Browser Use: This New AI Agent Can Do Anything (Full AI Scraping Tutorial)

Improving Virtual Assistant Capabilities with Web Scraping

Advanced web scraping techniques are transforming what virtual assistants can do, making them more responsive to user needs and real-world conditions. By connecting these assistants to live web data, they can tackle more complex tasks with greater precision and relevance, offering a more personalized experience.

Real-Time Data Retrieval

Virtual assistants equipped with web scraping can pull live data directly from websites, ensuring responses are current and accurate. This real-time access eliminates outdated information, boosting reliability and functionality.

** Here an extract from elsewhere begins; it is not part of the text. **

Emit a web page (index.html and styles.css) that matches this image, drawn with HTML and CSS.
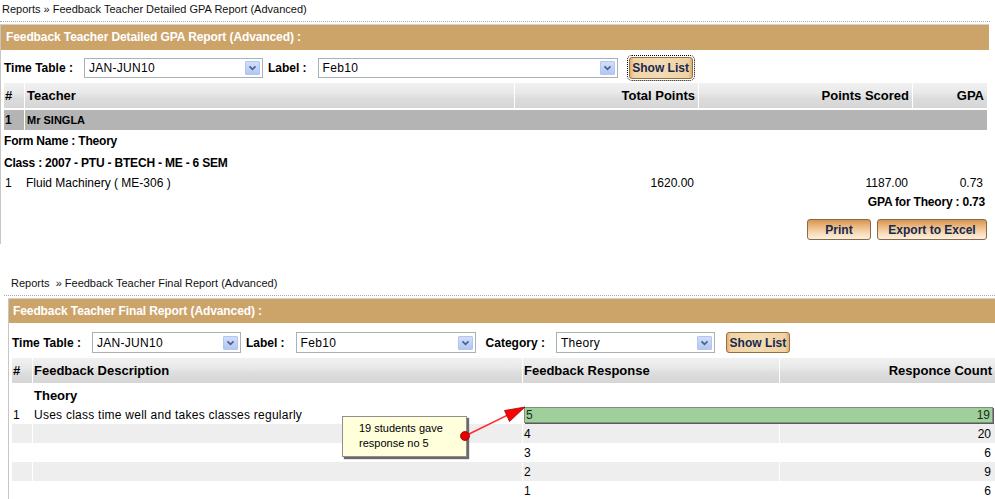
FILE: index.html
```html
<!DOCTYPE html>
<html>
<head>
<meta charset="utf-8">
<title>Feedback Teacher Reports</title>
<link rel="stylesheet" href="styles.css">
</head>
<body>
<div class="page">

  <section class="report r1">
    <div class="crumb">Reports » Feedback Teacher Detailed GPA Report (Advanced)</div>
    <div class="box">
      <div class="titlebar">Feedback Teacher Detailed GPA Report (Advanced) :</div>
      <div class="filters">
        <span class="flabel first">Time Table :</span>
        <span class="select w-a1"><span class="val">JAN-JUN10</span><span class="drop"><svg viewBox="0 0 15 14" width="15" height="14"><path d="M4 5 L7.5 8.5 L11 5" fill="none" stroke="#4d6185" stroke-width="2"/></svg></span></span>
        <span class="flabel">Label :</span>
        <span class="select w-b1"><span class="val">Feb10</span><span class="drop"><svg viewBox="0 0 15 14" width="15" height="14"><path d="M4 5 L7.5 8.5 L11 5" fill="none" stroke="#4d6185" stroke-width="2"/></svg></span></span>
        <button class="btn showlist focused">Show List</button>
      </div>
      <table class="grid g1">
        <tr class="hd">
          <th class="c-num">#</th>
          <th class="sep g1-b">Teacher</th>
          <th class="sep g1-c r">Total Points</th>
          <th class="sep g1-d r">Points Scored</th>
          <th class="sep g1-e r">GPA</th>
        </tr>
        <tr class="teacher">
          <td>1</td>
          <td class="sep" colspan="4">Mr SINGLA</td>
        </tr>
        <tr class="info first">
          <td colspan="5">Form Name : Theory</td>
        </tr>
        <tr class="info">
          <td colspan="5">Class : 2007 - PTU - BTECH - ME - 6 SEM</td>
        </tr>
        <tr class="item">
          <td>1</td>
          <td>Fluid Machinery ( ME-306 )</td>
          <td class="r num">1620.00</td>
          <td class="r num">1187.00</td>
          <td class="r num">0.73</td>
        </tr>
        <tr class="info total">
          <td colspan="5" class="r">GPA for Theory : 0.73</td>
        </tr>
      </table>
      <div class="actions">
        <button class="btn big print">Print</button>
        <button class="btn big export">Export to Excel</button>
      </div>
    </div>
  </section>

  <section class="report r2">
    <div class="crumb">Reports&nbsp; » Feedback Teacher Final Report (Advanced)</div>
    <div class="box">
      <div class="titlebar">Feedback Teacher Final Report (Advanced) :</div>
      <div class="filters">
        <span class="flabel first">Time Table :</span>
        <span class="select w-a2"><span class="val">JAN-JUN10</span><span class="drop"><svg viewBox="0 0 15 14" width="15" height="14"><path d="M4 5 L7.5 8.5 L11 5" fill="none" stroke="#4d6185" stroke-width="2"/></svg></span></span>
        <span class="flabel">Label :</span>
        <span class="select w-b2"><span class="val">Feb10</span><span class="drop"><svg viewBox="0 0 15 14" width="15" height="14"><path d="M4 5 L7.5 8.5 L11 5" fill="none" stroke="#4d6185" stroke-width="2"/></svg></span></span>
        <span class="flabel wide">Category :</span>
        <span class="select w-c2"><span class="val">Theory</span><span class="drop"><svg viewBox="0 0 15 14" width="15" height="14"><path d="M4 5 L7.5 8.5 L11 5" fill="none" stroke="#4d6185" stroke-width="2"/></svg></span></span>
        <button class="btn showlist">Show List</button>
      </div>
      <table class="grid g2">
        <tr class="hd">
          <th class="c-num">#</th>
          <th class="sep g2-b">Feedback Description</th>
          <th class="sep g2-c">Feedback Response</th>
          <th class="sep g2-d r">Responce Count</th>
        </tr>
        <tr class="group">
          <td></td>
          <td class="sep" colspan="3">Theory</td>
        </tr>
        <tr class="resp">
          <td>1</td>
          <td class="sep">Uses class time well and takes classes regularly</td>
          <td class="sep barcell" colspan="2"><div class="bar"><span>5</span><span>19</span></div></td>
        </tr>
        <tr class="resp alt">
          <td></td>
          <td class="sep"></td>
          <td class="sep">4</td>
          <td class="sep r num">20</td>
        </tr>
        <tr class="resp">
          <td></td>
          <td class="sep"></td>
          <td class="sep">3</td>
          <td class="sep r num">6</td>
        </tr>
        <tr class="resp alt">
          <td></td>
          <td class="sep"></td>
          <td class="sep">2</td>
          <td class="sep r num">9</td>
        </tr>
        <tr class="resp">
          <td></td>
          <td class="sep"></td>
          <td class="sep">1</td>
          <td class="sep r num">6</td>
        </tr>
      </table>
    </div>
  </section>

  <div class="callout">19 students gave<br>response no 5</div>
  <svg class="pointer" width="995" height="499" viewBox="0 0 995 499">
    <line x1="465" y1="436" x2="510" y2="414" stroke="#ff2a2a" stroke-width="1.5"/>
    <polygon points="525,407 504.5,410.5 509.5,421.5" fill="#ff0000" stroke="#8a1010" stroke-width="0.8"/>
    <circle cx="465" cy="436" r="4.5" fill="#e60000" stroke="#900" stroke-width="0.8"/>
  </svg>
</div>
</body>
</html>
```

FILE: styles.css
```css
* { box-sizing: border-box; }

html, body {
  margin: 0;
  padding: 0;
  background: #ffffff;
  overflow: hidden;
}

body {
  font-family: "Liberation Sans", Arial, sans-serif;
  font-size: 12px;
  color: #000;
}

.page {
  position: relative;
  width: 995px;
  height: 499px;
}

/* ---------- report blocks ---------- */
.report { display: block; }

.r1 { width: 990px; }

.r2 {
  margin-top: 30px;
  margin-left: 4px;
  width: 991px;
}

.crumb {
  height: 22px;
  padding: 2px 0 0 2px;
  font-size: 11px;
  line-height: 14px;
  color: #111;
  border-bottom: 1px dotted #a8a8a8;
  white-space: nowrap;
}

.r2 .crumb { padding-left: 7px; }

.box {
  margin-top: 2px;
  border-top: 1px solid #d2d2d2;
  border-left: 1px solid #c6c6c6;
}

.r1 .box {
  width: 989px;
  padding-bottom: 4px;
}

.r2 .box {
  margin-left: 4px;
  width: 987px;
}

.titlebar {
  height: 25px;
  line-height: 25px;
  padding-left: 5px;
  background: #cca46a;
  color: #fff;
  font-weight: bold;
  font-size: 12px;
  letter-spacing: -0.1px;
  white-space: nowrap;
}

.r2 .titlebar {
  height: 24px;
  line-height: 24px;
  padding-left: 4px;
}

/* ---------- filters ---------- */
.filters {
  display: flex;
  align-items: center;
  height: 33px;
  padding: 2px 0 0 3px;
}

.r2 .filters {
  height: 35px;
  padding-top: 4px;
}

.flabel {
  font-weight: bold;
  font-size: 12px;
  margin: 0 11px 0 5px;
  white-space: nowrap;
}

.flabel.first { margin-left: 0; }
.flabel.wide { margin-left: 10px; }

.select {
  display: flex;
  align-items: center;
  height: 20px;
  border: 1px solid #a9b0b6;
  background: #fff;
  padding-left: 4px;
  font-size: 12px;
  letter-spacing: 0.3px;
}

.r2 .select { height: 21px; }

.select .val { flex: 1; white-space: nowrap; }

.select .drop {
  display: flex;
  width: 15px;
  height: 14px;
  margin-right: 2px;
  border: 1px solid #b3c6ee;
  border-radius: 1px;
  background: linear-gradient(#d0defb, #b2c7f4);
}

.select .drop svg { display: block; width: 13px; height: 12px; }

.w-a1 { width: 179px; }
.w-b1 { width: 300px; }
.w-a2 { width: 149px; }
.w-b2 { width: 180px; }
.w-c2 { width: 159px; }

/* ---------- buttons ---------- */
.btn {
  font-family: "Liberation Sans", Arial, sans-serif;
  font-weight: bold;
  font-size: 12px;
  color: #14294f;
  border: 1px solid #93703f;
  border-radius: 3px;
  padding: 0;
  cursor: pointer;
}

.showlist {
  width: 64px;
  height: 21px;
  margin-left: 11px;
  background: linear-gradient(to right, #e4b071 0, #f2d4a6 4px, #f4dbb3 50%, #f0d2a3 94%, #e2ad6c 100%);
}

.r1 .showlist { height: 22px; }

.focused {
  outline: 1px dotted #000;
  outline-offset: 1px;
}

.actions {
  display: flex;
  justify-content: flex-end;
  gap: 6px;
  width: 986px;
  margin-top: 7px;
}

.big {
  height: 21px;
  background: linear-gradient(#d69452 0%, #eab57b 30%, #f7dcbb 70%, #fcefdf 100%);
  border-color: #8b6b45;
}

.print { width: 64px; }
.export { width: 110px; }

/* ---------- grids ---------- */
.grid {
  border-collapse: separate;
  border-spacing: 0;
  table-layout: fixed;
  margin-left: 3px;
  width: 983px;
}

.grid th,
.grid td {
  padding: 0 2px;
  white-space: nowrap;
  overflow: hidden;
  text-align: left;
  vertical-align: middle;
}

.grid .sep { border-left: 1px solid #fff; }
.grid .r { text-align: right; }

.grid .hd th {
  height: 27px;
  border-bottom: 2px solid #fff;
  font-size: 13px;
  font-weight: bold;
  background: linear-gradient(#f1f1f1 0%, #e9e9e9 38%, #dcdcdc 62%, #d6d6d6 100%);
  background-clip: padding-box;
}

.grid .hd th.r { padding-right: 3px; }
.grid .hd th.c-num { padding-left: 1px; }

.c-num { width: 20px; }
.g1-b { width: 490px; }
.g1-c { width: 184px; }
.g1-d { width: 214px; }
.g1-e { width: 75px; }

.g2-b { width: 490px; }
.g2-c { width: 257px; }
.g2-d { width: 216px; }

/* report 1 rows */
.teacher td {
  height: 20px;
  background: #b4b4b4;
  font-weight: bold;
  font-size: 11px;
}

.teacher td:first-child { font-size: 12px; padding-left: 1px; }

.info td {
  height: 20px;
  padding: 0;
  font-weight: bold;
  font-size: 12px;
  letter-spacing: -0.2px;
}

.info.first td {
  height: 23px;
  vertical-align: bottom;
  padding-bottom: 2px;
}

.info.first td,
.info td { line-height: 20px; }

.info.total td {
  padding-right: 2px;
  height: 20px;
}

.item td {
  height: 19px;
  font-size: 12px;
}

.item td:first-child { padding-left: 1px; }
.grid .num { padding-right: 4px; }

/* report 2 rows */
.g2 .hd th { padding-left: 1px; }

.group td {
  height: 20px;
  padding-left: 1px;
  font-weight: bold;
  font-size: 13px;
}

.resp td {
  height: 19px;
  padding-left: 1px;
  font-size: 12px;
}

.resp.alt td { background: #eeeeee; }

.resp td.num { padding-right: 4px; }

.resp td:nth-child(2) { letter-spacing: 0.25px; }

.resp td.barcell {
  padding: 1px 2px 1px 1px;
}

.bar {
  display: flex;
  justify-content: space-between;
  align-items: center;
  height: 16px;
  padding: 0 2px 0 1px;
  background: #9fcf9b;
  border: 1px solid #7f917d;
  box-shadow: 1px 1px 0 #5a5a5a;
  color: #1a2a1a;
  font-size: 12px;
}

/* ---------- annotation ---------- */
.callout {
  position: absolute;
  left: 342px;
  top: 416px;
  width: 125px;
  height: 41px;
  padding: 4px 0 0 16px;
  background: #ffffdc;
  border: 1px solid #8f8f8f;
  box-shadow: 2px 2px 1px #6a6a6a;
  font-size: 11px;
  line-height: 15px;
  color: #000;
}

.pointer {
  position: absolute;
  left: 0;
  top: 0;
  pointer-events: none;
}
```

  • Weather updates: Assistants can provide live temperature readings, precipitation forecasts, and severe weather alerts, helping users plan their day or travel more effectively.
  • Financial data: From stock prices to cryptocurrency values, assistants can retrieve up-to-the-minute financial information, empowering users to make informed investment decisions.
  • Product availability and pricing: Assistants can track inventory, compare prices across retailers, and highlight the best deals - especially useful during busy shopping seasons or product launches.

"Scraping real-time data is a method to fetch data that will help to take your business to great heights. You will be able to make strategic decisions to enhance productivity and income by incorporating real-time data into the workflow."

  • ReviewGators

As the Data-as-a-Service (DaaS) market heads toward an estimated $18.7 billion value by 2032[1], the demand for real-time data access underscores its importance for both businesses and consumers. These capabilities not only improve accuracy but also set the stage for deeper personalization and automation.

Personalized User Responses

Web scraping allows virtual assistants to go beyond basic customization, delivering responses that align closely with individual preferences, locations, and interests. This creates a more meaningful and engaging user experience.

  • Location-specific insights: Assistants can extract data from local directories, event listings, and news sources to recommend restaurants, highlight events, or share updates tailored to a user’s area.
  • Interest-driven content: By scraping websites related to specific hobbies or fields, assistants can curate updates that resonate with users. For example, someone passionate about green technology might receive summaries from clean energy blogs or forums.
  • Behavior-based suggestions: By analyzing user interactions, virtual assistants can anticipate needs and proactively suggest relevant information, creating a seamless, intuitive experience.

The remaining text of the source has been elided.